The industries that are strong are the food processing industries mainly, some power plants, power plants for industrial water and reuse, and food processing for our biogas. Those are the industries. And when I say food processing, we're dealing right now with fish processors, beef processors, sugar processors, and even large grocery chains. That is the most promising area now. There are food and beverage areas that are promising for our industrial water group. And then we cannot forget the big, strong municipal market. It's not industries, but municipal is also a huge market. And that takes a little longer time because these projects, you have to get in the early days of them, and it takes 1 year, 2 years before they bid them. So I think the food processing and the beverage and power are the answers to that question. See if we have any more here.
Yeah. There's one more, which I can take, Tom.

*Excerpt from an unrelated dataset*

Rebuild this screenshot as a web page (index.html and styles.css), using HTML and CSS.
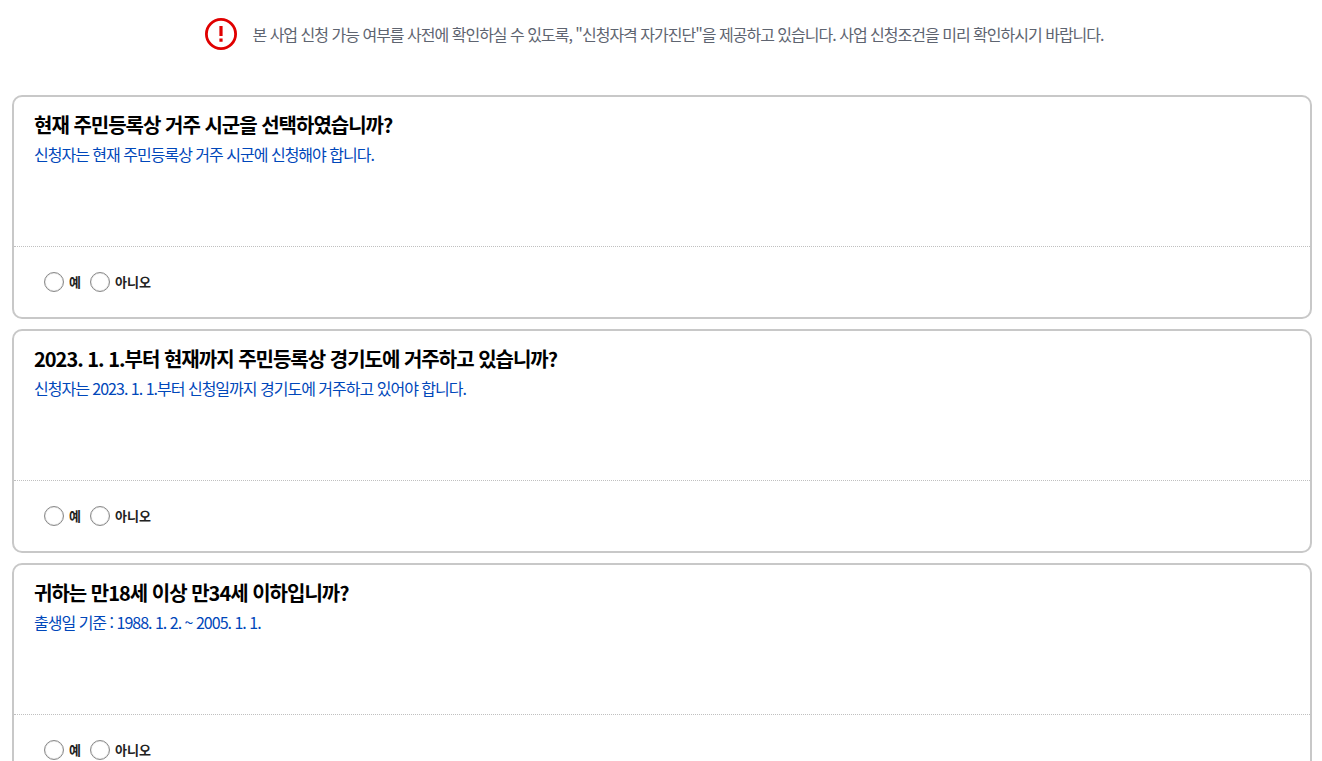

All right. Go ahead and take it.
The question is, what is the outlook for paying down debt, and how much of the existing debt is at the higher interest rate of 12%? It continues to be the goal of the company to repay the Upwell term loan, which comes due in July of 2024. Fluence is working on several potential refinancing alternatives to achieve this outcome. The majority of the debt that is on our balance sheet is at the higher interest rate of 12%. Tom, I don't see any other questions at this moment in time.
Okay. Unless there are no other questions, I guess we'll button it up. Again, thank you all for your attention and interest. If you do have any further questions, feel free to send us an email, and we'll be glad to address them. Thank you all.
That does conclude our conference for today. Thank you for participating. You may now disconnect.